Carl Sagan's Message to Future Humans on Mars
Whatever the reason you’re on Mars is, I’m glad you’re there, and I wish I was with you.
During the Viking robotic missions, beginning in July 1976, in a certain sense I spent a year on Mars. I examined the boulders and sand dunes, the sky red even at high noon, the ancient river valleys, the soaring volcanic mountains, the fierce wind erosion, the laminated polar terrain, the two dark potato-shaped moons. But there was no life—not a cricket or a blade of grass, or even, so far as we can tell for sure, a microbe. Life is a comparative rarity. You can survey dozens of worlds, and find that on only one of them does life arise, evolve and persist.

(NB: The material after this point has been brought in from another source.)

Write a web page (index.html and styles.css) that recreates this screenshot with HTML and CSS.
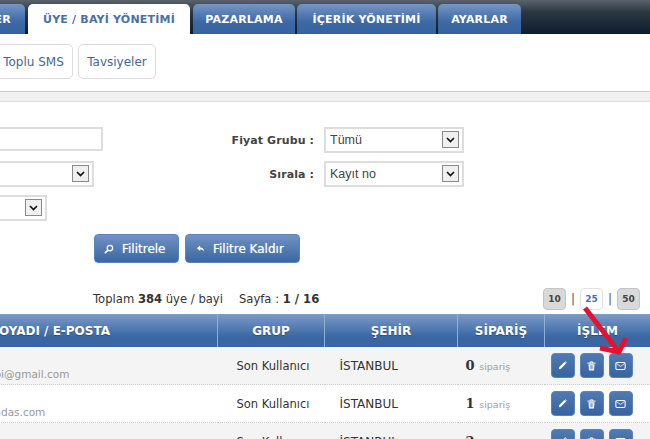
FILE: index.html
```html
<!DOCTYPE html>
<html lang="en">
<head>
    <meta charset="UTF-8">
    <meta name="viewport" content="width=device-width, initial-scale=1.0">
    <title>Üye / Bayi Yönetimi</title>
    <link rel="stylesheet" href="styles.css">
</head>
<body>
    <div class="page">
        <nav class="topbar">
            <a class="tab tab-first">SİPARİŞLER</a>
            <a class="tab tab-active">ÜYE / BAYİ YÖNETİMİ</a>
            <a class="tab tab-pazarlama">PAZARLAMA</a>
            <a class="tab tab-icerik">İÇERİK YÖNETİMİ</a>
            <a class="tab tab-ayarlar">AYARLAR</a>
        </nav>

        <div class="subnav">
            <a class="subnav-item subnav-sms">Toplu SMS</a>
            <a class="subnav-item subnav-tavsiye">Tavsiyeler</a>
        </div>

        <div class="band"></div>

        <div class="filter">
            <div class="filter-col filter-left">
                <input class="field field-text" type="text">
                <div class="select-wrap select-mid">
                    <select class="field"><option></option></select>
                    <span class="select-arrow"><svg width="9" height="6" viewBox="0 0 9 6"><path d="M1 1l3.500 3.500L8 1" fill="none" stroke="#111" stroke-width="1.700"/></svg></span>
                </div>
                <div class="select-wrap select-small">
                    <select class="field"><option></option></select>
                    <span class="select-arrow"><svg width="9" height="6" viewBox="0 0 9 6"><path d="M1 1l3.500 3.500L8 1" fill="none" stroke="#111" stroke-width="1.700"/></svg></span>
                </div>
            </div>
            <div class="filter-col filter-right">
                <div class="filter-row">
                    <label class="filter-label">Fiyat Grubu :</label>
                    <div class="select-wrap select-right">
                        <select class="field"><option>Tümü</option></select>
                        <span class="select-arrow"><svg width="9" height="6" viewBox="0 0 9 6"><path d="M1 1l3.500 3.500L8 1" fill="none" stroke="#111" stroke-width="1.700"/></svg></span>
                    </div>
                </div>
                <div class="filter-row">
                    <label class="filter-label">Sırala :</label>
                    <div class="select-wrap select-right">
                        <select class="field"><option>Kayıt no</option></select>
                        <span class="select-arrow"><svg width="9" height="6" viewBox="0 0 9 6"><path d="M1 1l3.500 3.500L8 1" fill="none" stroke="#111" stroke-width="1.700"/></svg></span>
                    </div>
                </div>
            </div>
        </div>

        <div class="filter-actions">
            <button class="btn btn-filter">
                <svg width="10" height="10" viewBox="0 0 11 11"><circle cx="6.500" cy="4.500" r="3" fill="none" stroke="#fff" stroke-width="1.400"/><path d="M4.300 6.700L1 10" stroke="#fff" stroke-width="1.800"/></svg>
                Filitrele
            </button>
            <button class="btn btn-clear">
                <svg width="9" height="8" viewBox="0 0 11 10"><path d="M1 4l4-3.500V3c3 0 5 1.500 5 5-1-2-2.500-2.500-5-2.500V7.500z" fill="#fff"/></svg>
                Filitre Kaldır
            </button>
        </div>

        <div class="summary">
            <div class="summary-text">
                <span>Toplam <b>384</b> üye / bayi</span>
                <span>Sayfa : <b>1 / 16</b></span>
            </div>
            <div class="pager">
                <a class="pager-item">10</a>
                <span class="pager-sep">|</span>
                <a class="pager-item pager-current">25</a>
                <span class="pager-sep">|</span>
                <a class="pager-item">50</a>
            </div>
        </div>

        <table class="members">
            <thead>
                <tr>
                    <th class="col-name">ADI SOYADI / E-POSTA</th>
                    <th class="col-group">GRUP</th>
                    <th class="col-city">ŞEHİR</th>
                    <th class="col-orders">SİPARİŞ</th>
                    <th class="col-actions">İŞLEM</th>
                </tr>
            </thead>
            <tbody id="memberRows"></tbody>
        </table>

        <svg class="arrow" width="60" height="60" viewBox="0 0 60 60">
            <path d="M6 4L40 48" fill="none" stroke="#e8112d" stroke-width="5"/>
            <path d="M21 44L40 48L47 34" fill="none" stroke="#e8112d" stroke-width="5"/>
        </svg>
    </div>

    <script>
        const members = [
            { email: 'kullanicibi@gmail.com', orders: 0 },
            { email: 'info@yandas.com', orders: 1 },
            { email: '', orders: 2 }
        ];

        const penIcon = '<svg width="9" height="9" viewBox="0 0 11 11"><path d="M1 10l.6-2.600L7.800 1.200l2 2L3.600 9.400zM8.300.8l.7-.5 1.700 1.700-.5.700z" fill="#fff"/></svg>';
        const trashIcon = '<svg width="9" height="10" viewBox="0 0 11 12"><path d="M.5 2.500h10M4 2.500V1h3v1.500" fill="none" stroke="#fff" stroke-width="1.200"/><path d="M1.800 3.800h7.400L8.500 11.500h-6z" fill="#fff"/><path d="M4 5v5M5.500 5v5M7 5v5" stroke="#3f6ba6" stroke-width=".7"/></svg>';
        const mailIcon = '<svg width="11" height="8" viewBox="0 0 13 10"><rect x=".7" y=".7" width="11.600" height="8.600" rx="1.500" fill="none" stroke="#fff" stroke-width="1.300"/><path d="M1.500 2l5 3.500 5-3.500" fill="none" stroke="#fff"/></svg>';

        const rows = document.getElementById('memberRows');
        members.forEach(member => {
            const row = document.createElement('tr');
            row.innerHTML = `
                <td class="cell-name"><span class="email">${member.email}</span></td>
                <td class="cell-group">Son Kullanıcı</td>
                <td class="cell-city">İSTANBUL</td>
                <td class="cell-orders"><b>${member.orders}</b> <span class="muted">sipariş</span></td>
                <td class="cell-actions">
                    <div class="row-actions">
                        <a class="icon-btn">${penIcon}</a>
                        <a class="icon-btn">${trashIcon}</a>
                        <a class="icon-btn">${mailIcon}</a>
                    </div>
                </td>
            `;
            rows.appendChild(row);
        });
    </script>
</body>
</html>
```

FILE: styles.css
```css
html,
body {
    margin: 0;
    height: 439px;
    overflow: hidden;
    background-color: #fff;
}

body {
    font-family: "DejaVu Sans", Verdana, sans-serif;
    font-size: 11px;
    color: #333;
}

/* the shot is cropped: the page really starts 250px left of the window */
.page {
    position: relative;
    width: 900px;
    margin-left: -250px;
}

.topbar {
    display: flex;
    align-items: flex-end;
    height: 34px;
    background: linear-gradient(#5a636c, #2c3743 35%, #0e1c2c);
}

.tab {
    display: flex;
    align-items: center;
    justify-content: center;
    box-sizing: border-box;
    height: 30px;
    margin-right: 2px;
    padding-top: 1px;
    border-radius: 5px 5px 0 0;
    background: linear-gradient(#7496c3, #3d69a6 60%, #35619e);
    color: #fff;
    font-size: 11px;
    font-weight: bold;
    letter-spacing: 0.2px;
}

.tab-first {
    width: 275px;
    margin-right: 3px;
    justify-content: flex-end;
    padding-right: 14px;
}

.tab-active {
    width: 162px;
    margin-right: 3px;
    background: #fff;
    color: #4a71a3;
}

.tab-pazarlama {
    width: 102px;
}

.tab-icerik {
    width: 139px;
}

.tab-ayarlar {
    width: 83px;
}

.subnav {
    display: flex;
    justify-content: flex-end;
    gap: 5px;
    width: 406px;
    padding-top: 10px;
    height: 47px;
}

.subnav-item {
    display: flex;
    align-items: center;
    justify-content: center;
    box-sizing: border-box;
    height: 35px;
    border: 1px solid #dcdcdc;
    border-radius: 5px;
    color: #46688f;
    font-size: 12px;
}

.subnav-sms {
    width: 79px;
}

.subnav-tavsiye {
    width: 78px;
}

.band {
    height: 9px;
    border-top: 1px solid #ccc;
    border-bottom: 1px solid #ddd;
    background-color: #f1f1f1;
}

.filter {
    display: flex;
    padding-top: 25px;
}

.filter-col {
    display: flex;
    flex-direction: column;
    gap: 8px;
}

.filter-left {
    width: 214px;
    margin-left: 180px;
}

.filter-row {
    display: flex;
    align-items: center;
}

.filter-label {
    width: 170px;
    margin-right: 10px;
    text-align: right;
    font-size: 11px;
    font-weight: bold;
    letter-spacing: 0.1px;
    color: #444;
}

.field {
    box-sizing: border-box;
    width: 100%;
    height: 26px;
    padding: 0 4px;
    border: 2px solid #ddd;
    border-radius: 0;
    background-color: #fff;
    font-family: "Liberation Sans", Arial, sans-serif;
    font-size: 12.5px;
    color: #444;
    appearance: none;
}

.field-text {
    width: 173px;
    height: 24px;
    margin-bottom: 2px;
}

.select-wrap {
    position: relative;
}

.select-mid {
    width: 164px;
}

.select-small {
    width: 117px;
}

.select-right {
    width: 140px;
}

.select-arrow {
    position: absolute;
    top: 4px;
    right: 5px;
    display: flex;
    align-items: center;
    justify-content: center;
    box-sizing: border-box;
    width: 17px;
    height: 17px;
    border: 1px solid #8a8a8a;
    background-color: #f0f0f0;
    pointer-events: none;
}

.filter-actions {
    display: flex;
    gap: 6px;
    margin-top: 13px;
    padding-left: 344px;
}

.btn {
    display: flex;
    align-items: center;
    gap: 8px;
    box-sizing: border-box;
    height: 29px;
    padding: 0 0 0 9px;
    border: 1px solid #5d84b8;
    border-radius: 4px;
    background: linear-gradient(#6f93c2, #3a66a3);
    color: #fff;
    font-family: inherit;
    font-size: 12px;
    text-shadow: 0 0 1px rgba(255, 255, 255, 0.6);
}

.btn-filter {
    width: 85px;
}

.btn-clear {
    width: 115px;
    padding-left: 10px;
}

.summary {
    display: flex;
    align-items: center;
    justify-content: space-between;
    height: 21px;
    margin-top: 25px;
    padding-left: 343px;
    padding-right: 10px;
}

.summary-text {
    display: flex;
    gap: 16px;
    font-size: 11.6px;
}

.pager {
    display: flex;
    align-items: center;
    gap: 5px;
    font-size: 9px;
}

.pager-item {
    display: flex;
    align-items: center;
    justify-content: center;
    box-sizing: border-box;
    width: 23px;
    height: 22px;
    border: 1px solid #c4c4c4;
    border-radius: 4px;
    background-color: #d9d9d9;
    font-weight: bold;
    color: #444;
}

.pager-current {
    border-color: #e2e2e2;
    background-color: #fff;
    color: #4a71a3;
}

.pager-sep {
    color: #555;
    font-size: 12px;
}

.members {
    width: 900px;
    margin-top: 5px;
    border-collapse: collapse;
    table-layout: fixed;
}

.members th {
    height: 33px;
    padding: 0;
    border-left: 1px solid #8fb0d6;
    background: linear-gradient(#7a9cc8, #3a66a3 70%);
    color: #fff;
    font-size: 12px;
    font-weight: bold;
    text-shadow: 0 1px 1px rgba(0, 0, 0, 0.3);
}

.members th.col-name {
    width: 359px;
    padding-right: 107px;
    text-align: right;
}

.col-group {
    width: 106px;
}

.col-city {
    width: 132px;
}

.col-orders {
    width: 86px;
}

.members td {
    height: 37px;
    padding: 0;
    border-bottom: 1px dotted #ccc;
    font-size: 11.5px;
    color: #333;
}

.members tbody tr:nth-child(odd) td {
    background-color: #f4f4f4;
}

.members td.cell-name {
    vertical-align: bottom;
    padding-left: 201px;
}

.email {
    display: block;
    padding-bottom: 4px;
    font-size: 10.5px;
    white-space: nowrap;
    color: #999;
}

.members td.cell-group {
    padding-left: 19px;
}

.members td.cell-city {
    padding-left: 15px;
    font-size: 12px;
}

.members td.cell-orders {
    padding-left: 8px;
}

.cell-orders b {
    font-family: "DejaVu Serif", serif;
    font-size: 13px;
}

.muted {
    margin-left: 1px;
    color: #a0a0a0;
    font-size: 9.5px;
}

.row-actions {
    display: flex;
    gap: 5px;
    padding-left: 6px;
}

.icon-btn {
    display: flex;
    align-items: center;
    justify-content: center;
    box-sizing: border-box;
    width: 24px;
    height: 25px;
    border: 1px solid #5d84b8;
    border-radius: 4px;
    background: linear-gradient(#4f7ab2, #38639f);
}

.arrow {
    position: absolute;
    top: 304px;
    left: 829px;
}
```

The surface area of Mars is exactly as large as the land area of the Earth. A thorough reconnaissance will clearly occupy us for centuries. But there will be a time when Mars is all explored; a time after robot aircraft have mapped it from aloft, a time after rovers have combed the surface, a time after samples have been returned safely to Earth, a time after human beings have walked the sands of Mars. What then? What shall we do with Mars?

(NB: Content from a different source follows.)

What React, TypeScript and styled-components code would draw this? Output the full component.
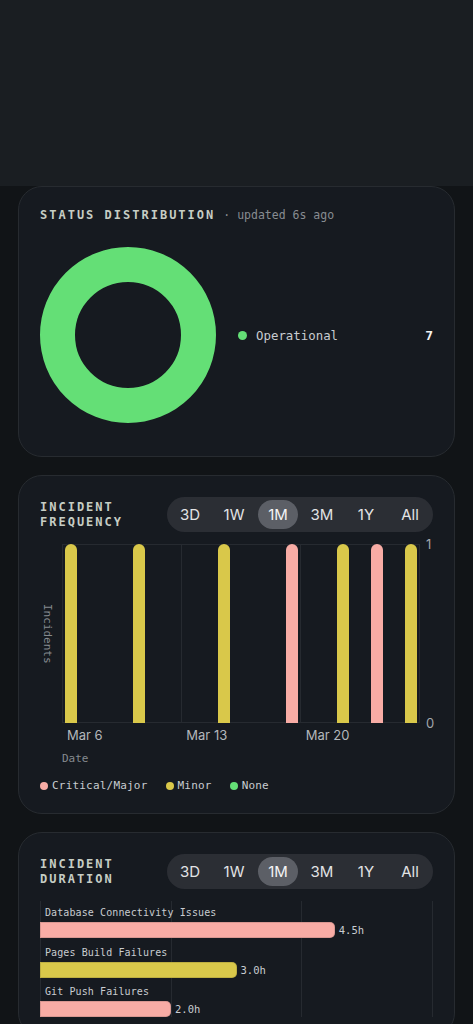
import React from 'react';
import styled, { createGlobalStyle } from 'styled-components';

const MONO = '"DejaVu Sans Mono", "Liberation Mono", monospace';
const SANS = 'Inter, "Noto Sans", "Liberation Sans", sans-serif';

const PINK = '#f8aca5';
const YELLOW = '#d9c84a';
const GREEN = '#64df76';
const GRID = '#262a30';

const GlobalStyle = createGlobalStyle`
  * { box-sizing: border-box; }
  body {
    margin: 0;
    background-color: #111417;
    font-family: ${MONO};
    color: #c8ccd0;
  }
`;

const TopBar = styled.div`
  height: 186px;
  background-color: #1a1e22;
`;

const Stack = styled.div`
  display: flex;
  flex-direction: column;
  gap: 18px;
  padding: 0 18px 18px;
`;

const Card = styled.section<{ $bottom?: number }>`
  background-color: #161a20;
  border: 1px solid #272b30;
  border-radius: 24px;
  padding: 21px 21px ${(p) => p.$bottom ?? 19}px;
`;

const TitleLine = styled.div`
  display: flex;
  align-items: center;
  height: 14px;
`;

const Title = styled.h2`
  margin: 0;
  font-family: ${MONO};
  font-size: 12px;
  font-weight: 700;
  letter-spacing: 2px;
  line-height: 15px;
  color: #c6cdc4;
  text-transform: uppercase;
`;

const Meta = styled.span`
  margin-left: 8px;
  font-size: 11.5px;
  color: #878c91;
`;

const DistRow = styled.div`
  display: flex;
  align-items: center;
  gap: 22px;
  margin-top: 25px;
`;

const LegendList = styled.ul`
  flex: 1;
  margin: 0;
  padding: 0;
  list-style: none;
`;

const LegendRow = styled.li`
  display: flex;
  align-items: center;
  font-size: 12.4px;
  color: #c8ccd0;

  .count {
    margin-left: auto;
    font-weight: 700;
    font-size: 13px;
    color: #f2f2f2;
  }
`;

const Dot = styled.span<{ $color: string; $size: number }>`
  width: ${(p) => p.$size}px;
  height: ${(p) => p.$size}px;
  border-radius: 50%;
  background-color: ${(p) => p.$color};
  flex-shrink: 0;
`;

const Header = styled.div`
  display: flex;
  align-items: center;
  justify-content: space-between;
`;

const Segmented = styled.div`
  display: flex;
  gap: 4px;
  padding: 3px;
  background-color: #2b2e34;
  border-radius: 18px;
`;

const Segment = styled.button<{ $active?: boolean }>`
  width: 40px;
  height: 29px;
  border: none;
  border-radius: 15px;
  padding: 0;
  font-family: ${SANS};
  font-size: 15px;
  color: ${(p) => (p.$active ? '#f4f4f5' : '#e2e3e5')};
  background-color: ${(p) => (p.$active ? '#5c5f66' : 'transparent')};
  cursor: pointer;
`;

const FreqChart = styled.div`
  display: grid;
  grid-template-columns: 22px 1fr 13px;
  grid-template-rows: 179px auto auto;
  margin-top: 12px;
`;

const AxisTitle = styled.div`
  writing-mode: vertical-rl;
  align-self: center;
  justify-self: start;
  padding-left: 1px;
  font-size: 11px;
  color: #858a8f;
`;

const weekLines = `
  linear-gradient(${GRID}, ${GRID}) 33.333% 0 / 1px 100% no-repeat,
  linear-gradient(${GRID}, ${GRID}) 66.667% 0 / 1px 100% no-repeat
`;

const Plot = styled.div<{ $days: number }>`
  display: grid;
  grid-template-columns: repeat(${(p) => p.$days}, 1fr);
  align-items: end;
  background: ${weekLines};
  box-shadow: inset 0 0 0 1px ${GRID};
`;

const Bar = styled.div<{ $color: string }>`
  grid-row: 1;
  justify-self: center;
  width: 12px;
  border-radius: 6px 6px 0 0;
  background-color: ${(p) => p.$color};
`;

const YTicks = styled.div`
  display: flex;
  flex-direction: column;
  justify-content: space-between;
  margin: -8px 0;
  padding-left: 6px;
  font-family: ${SANS};
  font-size: 13px;
  line-height: 16px;
  color: #a2a6ab;
`;

const XTicks = styled.div`
  grid-column: 2;
  display: grid;
  grid-template-columns: repeat(3, 1fr);
  padding-top: 4px;
  font-family: ${SANS};
  font-size: 13px;
  line-height: 16px;
  color: #b3b7bb;

  span {
    padding-left: 5px;
  }
`;

const AxisCaption = styled.div`
  grid-column: 2;
  margin-top: 8px;
  font-size: 11px;
  line-height: 16px;
  color: #858a8f;
`;

const Legend = styled.div`
  display: flex;
  align-items: center;
  gap: 18px;
  margin-top: 11px;
  font-size: 11px;
  line-height: 16px;
  letter-spacing: 0.2px;
  color: #c8ccd0;
`;

const LegendItem = styled.span`
  display: flex;
  align-items: center;
  gap: 4px;
`;

const DurationChart = styled.div`
  margin-top: 12px;
  padding-top: 3px;
  display: flex;
  flex-direction: column;
  gap: 5.5px;
  background:
    linear-gradient(${GRID}, ${GRID}) 0 0 / 1px 100% no-repeat,
    ${weekLines},
    linear-gradient(${GRID}, ${GRID}) 100% 0 / 1px 100% no-repeat;
`;

const DurationRow = styled.div`
  display: flex;
  flex-direction: column;
`;

const DurationLabel = styled.div`
  padding-left: 5px;
  font-size: 10px;
  letter-spacing: 0.1px;
  line-height: 18px;
  color: #c8ccd0;
`;

const DurationTrack = styled.div`
  display: flex;
  align-items: center;
  height: 16px;
`;

const DurationBar = styled.div<{ $color: string }>`
  height: 16px;
  border-radius: 0 5px 5px 0;
  background-color: ${(p) => p.$color};
  box-shadow: inset 0 0 0 1px rgba(0, 0, 0, 0.12);
`;

const DurationValue = styled.span`
  margin-left: 4px;
  font-size: 10.5px;
  color: #c8ccd0;
`;

const ranges = ['3D', '1W', '1M', '3M', '1Y', 'All'];

const RangePicker = () => (
  <Segmented>
    {ranges.map((r) => (
      <Segment key={r} $active={r === '1M'}>{r}</Segment>
    ))}
  </Segmented>
);

const DAYS = 21;
const incidents = [
  { day: 0, color: YELLOW },
  { day: 4, color: YELLOW },
  { day: 9, color: YELLOW },
  { day: 13, color: PINK },
  { day: 16, color: YELLOW },
  { day: 18, color: PINK },
  { day: 20, color: YELLOW },
];

const durations = [
  { name: 'Database Connectivity Issues', hours: 4.5, color: PINK },
  { name: 'Pages Build Failures', hours: 3.0, color: YELLOW },
  { name: 'Git Push Failures', hours: 2.0, color: PINK },
];

const Donut = () => (
  <svg width="176" height="176" viewBox="0 0 176 176">
    <circle cx="88" cy="88" r="70.5" fill="none" stroke={GREEN} strokeWidth="35" />
  </svg>
);

const App = () => {
  return (
    <>
      <GlobalStyle />
      <TopBar />
      <Stack>
        <Card $bottom={33}>
          <TitleLine>
            <Title>Status Distribution</Title>
            <Meta>· updated 6s ago</Meta>
          </TitleLine>
          <DistRow>
            <Donut />
            <LegendList>
              <LegendRow>
                <Dot $color={GREEN} $size={9} style={{ marginRight: 9 }} />
                Operational
                <span className="count">7</span>
              </LegendRow>
            </LegendList>
          </DistRow>
        </Card>

        <Card>
          <Header>
            <Title>Incident<br />Frequency</Title>
            <RangePicker />
          </Header>
          <FreqChart>
            <AxisTitle>Incidents</AxisTitle>
            <Plot $days={DAYS}>
              {incidents.map((i) => (
                <Bar
                  key={i.day}
                  $color={i.color}
                  style={{ gridColumn: i.day + 1, height: '100%' }}
                />
              ))}
            </Plot>
            <YTicks>
              <span>1</span>
              <span>0</span>
            </YTicks>
            <XTicks>
              <span>Mar 6</span>
              <span>Mar 13</span>
              <span>Mar 20</span>
            </XTicks>
            <AxisCaption>Date</AxisCaption>
          </FreqChart>
          <Legend>
            <LegendItem><Dot $color={PINK} $size={8} />Critical/Major</LegendItem>
            <LegendItem><Dot $color={YELLOW} $size={8} />Minor</LegendItem>
            <LegendItem><Dot $color={GREEN} $size={8} />None</LegendItem>
          </Legend>
        </Card>

        <Card>
          <Header>
            <Title>Incident<br />Duration</Title>
            <RangePicker />
          </Header>
          <DurationChart>
            {durations.map((d) => (
              <DurationRow key={d.name}>
                <DurationLabel>{d.name}</DurationLabel>
                <DurationTrack>
                  <DurationBar $color={d.color} style={{ width: `${(d.hours / 6) * 100}%` }} />
                  <DurationValue>{d.hours.toFixed(1)}h</DurationValue>
                </DurationTrack>
              </DurationRow>
            ))}
          </DurationChart>
        </Card>
      </Stack>
    </>
  );
};

export default App;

There are so many examples of human misuse of the Earth that even phrasing this question chills me. If there is life on Mars, I believe we should do nothing with Mars. Mars then belongs to the Martians, even if the Martians are only microbes. The existence of an independent biology on a nearby planet is a treasure beyond assessing, and the preservation of that life must, I think, supersede any other possible use of Mars.